Task brief: Repeat the material below exactly, with no pictures.
· · · · ·
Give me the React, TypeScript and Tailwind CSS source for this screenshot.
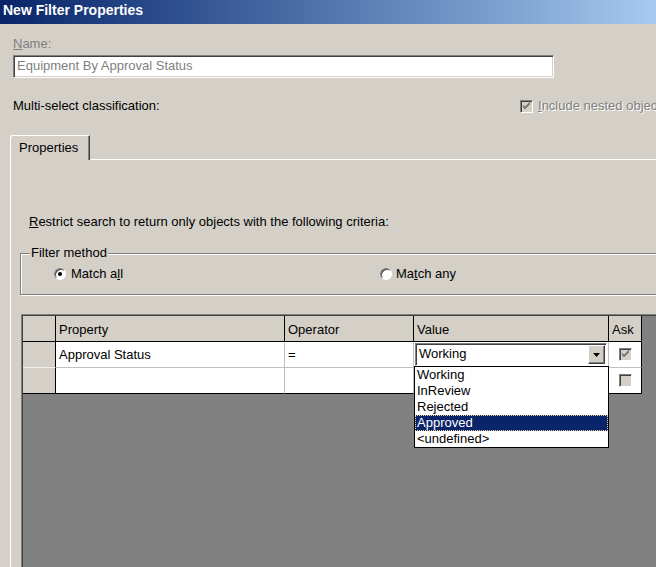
import type { ReactNode } from 'react';

const VALUES = ['Working', 'InReview', 'Rejected', 'Approved', '<undefined>'];

function CheckMark({ color }: { color: string }) {
  return (
    <svg width="9" height="9" viewBox="0 0 9 9" className="block">
      <path d="M1 4 L3 6 L8 1 M1 5 L3 7 L8 2 M1 3 L3 5 L8 0" stroke={color} strokeWidth="1" fill="none" />
    </svg>
  );
}

function Checkbox({ checked }: { checked: boolean }) {
  return (
    <div className="w-[13px] h-[13px] shrink-0 border border-t-[#808080] border-l-[#808080] border-b-white border-r-white bg-[#d4d0c8] shadow-[inset_1px_1px_0_#404040,inset_-1px_-1px_0_#d4d0c8] flex items-center justify-center">
      {checked && <CheckMark color="#808080" />}
    </div>
  );
}

function Radio({ on }: { on: boolean }) {
  return (
    <div className="w-[12px] h-[12px] shrink-0 rounded-full bg-white border border-t-[#808080] border-l-[#808080] border-b-white border-r-white shadow-[inset_1px_1px_0_#404040] flex items-center justify-center">
      {on && <div className="w-[4px] h-[4px] rounded-full bg-black" />}
    </div>
  );
}

function HeadCell({ w, children }: { w: string; children?: ReactNode }) {
  return (
    <div className={`${w} h-[26px] shrink-0 border-r border-b border-black bg-[#d4d0c8] pl-[3px] pt-[6px] whitespace-nowrap`}>
      {children}
    </div>
  );
}

export default function App() {
  return (
    <div className="w-[656px] h-[567px] overflow-hidden bg-[#d4d0c8] flex flex-col text-[13px] leading-[16px] text-black font-['Liberation_Sans',Arial,sans-serif]">
      <div className="h-[24px] shrink-0 bg-linear-to-r from-[#0a246a] to-[#a6caf0] pl-[3px] text-white font-bold text-[14px] leading-[21px]">
        New Filter Properties
      </div>

      <div className="mt-[12px] ml-[13px] text-[#808080]">
        <span className="underline">N</span>ame:
      </div>
      <div className="mt-[3px] ml-[13px] w-[541px] h-[23px] shrink-0 bg-white border border-t-[#808080] border-l-[#808080] border-b-white border-r-white shadow-[inset_1px_1px_0_#404040,inset_-1px_-1px_0_#d4d0c8] pl-[3px] pt-[2px] text-[#808080]">
        Equipment By Approval Status
      </div>

      <div className="mt-[20px] ml-[13px] h-[16px] flex items-center whitespace-nowrap">
        <div className="w-[507px] shrink-0">Multi-select classification:</div>
        <Checkbox checked />
        <span className="ml-[5px] text-[#808080] [text-shadow:1px_1px_0_#fff]">
          <span className="underline">I</span>nclude nested objects
        </span>
      </div>

      {/* tab strip */}
      <div className="mt-[21px] ml-[10px] h-[25px] shrink-0 flex">
        <div className="w-[80px] h-[25px] shrink-0 border-t border-l border-white rounded-tl-[3px] border-r border-r-[#404040] shadow-[inset_-1px_0_0_#808080] pl-[8px] pt-[4px]">
          Properties
        </div>
        <div className="flex-1 border-b border-white" />
      </div>

      <div className="ml-[10px] flex-1 min-h-0 border-l border-white flex flex-col">
        <div className="mt-[54px] ml-[18px] whitespace-nowrap">
          <span className="underline">R</span>estrict search to return only objects with the following criteria:
        </div>

        <div className="relative mt-[23px] ml-[9px] w-[700px] h-[42px] shrink-0 border border-[#808080] shadow-[inset_1px_1px_0_#fff,1px_1px_0_#fff] flex items-center">
          <span className="absolute left-[9px] -top-[9px] bg-[#d4d0c8] px-[1px]">Filter method</span>
          <div className="ml-[33px] w-[326px] shrink-0 flex items-center gap-[5px]">
            <Radio on />
            <span>
              Match a<span className="underline">l</span>l
            </span>
          </div>
          <div className="flex items-center gap-[4px]">
            <Radio on={false} />
            <span>
              Ma<span className="underline">t</span>ch any
            </span>
          </div>
        </div>

        {/* criteria grid */}
        <div className="mt-[19px] ml-[10px] flex-1 min-h-0 border-t border-l border-[#808080] bg-[#808080]">
          <div className="h-full border-t border-l border-[#404040]">
            <div className="flex">
              <HeadCell w="w-[33px]" />
              <HeadCell w="w-[229px]">Property</HeadCell>
              <HeadCell w="w-[129px]">Operator</HeadCell>
              <HeadCell w="w-[195px]">Value</HeadCell>
              <HeadCell w="w-[33px]">Ask</HeadCell>
            </div>

            <div className="flex h-[26px]">
              <div className="w-[33px] shrink-0 bg-[#d4d0c8] border-r border-r-black border-b border-b-[#f0f0f0]" />
              <div className="w-[229px] shrink-0 bg-white border-r border-b border-[#c0c0c0] pl-[3px] pt-[5px]">Approval Status</div>
              <div className="w-[129px] shrink-0 bg-white border-r border-b border-[#c0c0c0] pl-[3px] pt-[5px]">=</div>
              <div className="relative w-[195px] shrink-0 bg-white border-r border-b border-[#c0c0c0]">
                <div className="mt-[1px] ml-[1px] w-[192px] h-[23px] bg-white border border-t-[#808080] border-l-[#808080] border-b-white border-r-white shadow-[inset_1px_1px_0_#404040] flex">
                  <div className="flex-1 pl-[3px] pt-[2px]">Working</div>
                  <div className="w-[17px] h-[19px] mt-[1px] mr-[1px] bg-[#d4d0c8] border border-t-white border-l-white border-b-[#404040] border-r-[#404040] shadow-[inset_-1px_-1px_0_#808080] flex items-center justify-center">
                    <svg width="7" height="4" viewBox="0 0 7 4" className="block">
                      <path d="M0 0 H7 L3.5 4 Z" fill="#000" />
                    </svg>
                  </div>
                </div>
                <div className="absolute left-0 top-[24px] z-10 w-[195px] h-[82px] border border-black bg-white">
                  {VALUES.map((v) =>
                    v === 'Approved' ? (
                      <div key={v} className="h-[16px] leading-[14px] pl-[1px] bg-[#0a246a] text-white border border-dotted border-[#f5db95]">
                        {v}
                      </div>
                    ) : (
                      <div key={v} className="h-[16px] pl-[2px]">
                        {v}
                      </div>
                    ),
                  )}
                </div>
              </div>
              <div className="w-[33px] shrink-0 bg-white border-r border-r-black border-b border-b-[#c0c0c0] flex items-center justify-center">
                <Checkbox checked />
              </div>
            </div>

            <div className="flex h-[26px]">
              <div className="w-[33px] shrink-0 bg-[#d4d0c8] border-r border-b border-black" />
              <div className="w-[229px] shrink-0 bg-white border-r border-r-[#c0c0c0] border-b border-b-black" />
              <div className="w-[129px] shrink-0 bg-white border-r border-r-[#c0c0c0] border-b border-b-black" />
              <div className="w-[195px] shrink-0 bg-white border-r border-r-[#c0c0c0] border-b border-b-black" />
              <div className="w-[33px] shrink-0 bg-white border-r border-b border-black flex items-center justify-center">
                <Checkbox checked={false} />
              </div>
            </div>
          </div>
        </div>
      </div>
    </div>
  );
}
· · · · ·
Worked solution:
Give me the React, TypeScript and Tailwind CSS source for this screenshot.
import type { ReactNode } from 'react';

const VALUES = ['Working', 'InReview', 'Rejected', 'Approved', '<undefined>'];

function CheckMark({ color }: { color: string }) {
  return (
    <svg width="9" height="9" viewBox="0 0 9 9" className="block">
      <path d="M1 4 L3 6 L8 1 M1 5 L3 7 L8 2 M1 3 L3 5 L8 0" stroke={color} strokeWidth="1" fill="none" />
    </svg>
  );
}

function Checkbox({ checked }: { checked: boolean }) {
  return (
    <div className="w-[13px] h-[13px] shrink-0 border border-t-[#808080] border-l-[#808080] border-b-white border-r-white bg-[#d4d0c8] shadow-[inset_1px_1px_0_#404040,inset_-1px_-1px_0_#d4d0c8] flex items-center justify-center">
      {checked && <CheckMark color="#808080" />}
    </div>
  );
}

function Radio({ on }: { on: boolean }) {
  return (
    <div className="w-[12px] h-[12px] shrink-0 rounded-full bg-white border border-t-[#808080] border-l-[#808080] border-b-white border-r-white shadow-[inset_1px_1px_0_#404040] flex items-center justify-center">
      {on && <div className="w-[4px] h-[4px] rounded-full bg-black" />}
    </div>
  );
}

function HeadCell({ w, children }: { w: string; children?: ReactNode }) {
  return (
    <div className={`${w} h-[26px] shrink-0 border-r border-b border-black bg-[#d4d0c8] pl-[3px] pt-[6px] whitespace-nowrap`}>
      {children}
    </div>
  );
}

export default function App() {
  return (
    <div className="w-[656px] h-[567px] overflow-hidden bg-[#d4d0c8] flex flex-col text-[13px] leading-[16px] text-black font-['Liberation_Sans',Arial,sans-serif]">
      <div className="h-[24px] shrink-0 bg-linear-to-r from-[#0a246a] to-[#a6caf0] pl-[3px] text-white font-bold text-[14px] leading-[21px]">
        New Filter Properties
      </div>

      <div className="mt-[12px] ml-[13px] text-[#808080]">
        <span className="underline">N</span>ame:
      </div>
      <div className="mt-[3px] ml-[13px] w-[541px] h-[23px] shrink-0 bg-white border border-t-[#808080] border-l-[#808080] border-b-white border-r-white shadow-[inset_1px_1px_0_#404040,inset_-1px_-1px_0_#d4d0c8] pl-[3px] pt-[2px] text-[#808080]">
        Equipment By Approval Status
      </div>

      <div className="mt-[20px] ml-[13px] h-[16px] flex items-center whitespace-nowrap">
        <div className="w-[507px] shrink-0">Multi-select classification:</div>
        <Checkbox checked />
        <span className="ml-[5px] text-[#808080] [text-shadow:1px_1px_0_#fff]">
          <span className="underline">I</span>nclude nested objects
        </span>
      </div>

      {/* tab strip */}
      <div className="mt-[21px] ml-[10px] h-[25px] shrink-0 flex">
        <div className="w-[80px] h-[25px] shrink-0 border-t border-l border-white rounded-tl-[3px] border-r border-r-[#404040] shadow-[inset_-1px_0_0_#808080] pl-[8px] pt-[4px]">
          Properties
        </div>
        <div className="flex-1 border-b border-white" />
      </div>

      <div className="ml-[10px] flex-1 min-h-0 border-l border-white flex flex-col">
        <div className="mt-[54px] ml-[18px] whitespace-nowrap">
          <span className="underline">R</span>estrict search to return only objects with the following criteria:
        </div>

        <div className="relative mt-[23px] ml-[9px] w-[700px] h-[42px] shrink-0 border border-[#808080] shadow-[inset_1px_1px_0_#fff,1px_1px_0_#fff] flex items-center">
          <span className="absolute left-[9px] -top-[9px] bg-[#d4d0c8] px-[1px]">Filter method</span>
          <div className="ml-[33px] w-[326px] shrink-0 flex items-center gap-[5px]">
            <Radio on />
            <span>
              Match a<span className="underline">l</span>l
            </span>
          </div>
          <div className="flex items-center gap-[4px]">
            <Radio on={false} />
            <span>
              Ma<span className="underline">t</span>ch any
            </span>
          </div>
        </div>

        {/* criteria grid */}
        <div className="mt-[19px] ml-[10px] flex-1 min-h-0 border-t border-l border-[#808080] bg-[#808080]">
          <div className="h-full border-t border-l border-[#404040]">
            <div className="flex">
              <HeadCell w="w-[33px]" />
              <HeadCell w="w-[229px]">Property</HeadCell>
              <HeadCell w="w-[129px]">Operator</HeadCell>
              <HeadCell w="w-[195px]">Value</HeadCell>
              <HeadCell w="w-[33px]">Ask</HeadCell>
            </div>

            <div className="flex h-[26px]">
              <div className="w-[33px] shrink-0 bg-[#d4d0c8] border-r border-r-black border-b border-b-[#f0f0f0]" />
              <div className="w-[229px] shrink-0 bg-white border-r border-b border-[#c0c0c0] pl-[3px] pt-[5px]">Approval Status</div>
              <div className="w-[129px] shrink-0 bg-white border-r border-b border-[#c0c0c0] pl-[3px] pt-[5px]">=</div>
              <div className="relative w-[195px] shrink-0 bg-white border-r border-b border-[#c0c0c0]">
                <div className="mt-[1px] ml-[1px] w-[192px] h-[23px] bg-white border border-t-[#808080] border-l-[#808080] border-b-white border-r-white shadow-[inset_1px_1px_0_#404040] flex">
                  <div className="flex-1 pl-[3px] pt-[2px]">Working</div>
                  <div className="w-[17px] h-[19px] mt-[1px] mr-[1px] bg-[#d4d0c8] border border-t-white border-l-white border-b-[#404040] border-r-[#404040] shadow-[inset_-1px_-1px_0_#808080] flex items-center justify-center">
                    <svg width="7" height="4" viewBox="0 0 7 4" className="block">
                      <path d="M0 0 H7 L3.5 4 Z" fill="#000" />
                    </svg>
                  </div>
                </div>
                <div className="absolute left-0 top-[24px] z-10 w-[195px] h-[82px] border border-black bg-white">
                  {VALUES.map((v) =>
                    v === 'Approved' ? (
                      <div key={v} className="h-[16px] leading-[14px] pl-[1px] bg-[#0a246a] text-white border border-dotted border-[#f5db95]">
                        {v}
                      </div>
                    ) : (
                      <div key={v} className="h-[16px] pl-[2px]">
                        {v}
                      </div>
                    ),
                  )}
                </div>
              </div>
              <div className="w-[33px] shrink-0 bg-white border-r border-r-black border-b border-b-[#c0c0c0] flex items-center justify-center">
                <Checkbox checked />
              </div>
            </div>

            <div className="flex h-[26px]">
              <div className="w-[33px] shrink-0 bg-[#d4d0c8] border-r border-b border-black" />
              <div className="w-[229px] shrink-0 bg-white border-r border-r-[#c0c0c0] border-b border-b-black" />
              <div className="w-[129px] shrink-0 bg-white border-r border-r-[#c0c0c0] border-b border-b-black" />
              <div className="w-[195px] shrink-0 bg-white border-r border-r-[#c0c0c0] border-b border-b-black" />
              <div className="w-[33px] shrink-0 bg-white border-r border-b border-black flex items-center justify-center">
                <Checkbox checked={false} />
              </div>
            </div>
          </div>
        </div>
      </div>
    </div>
  );
}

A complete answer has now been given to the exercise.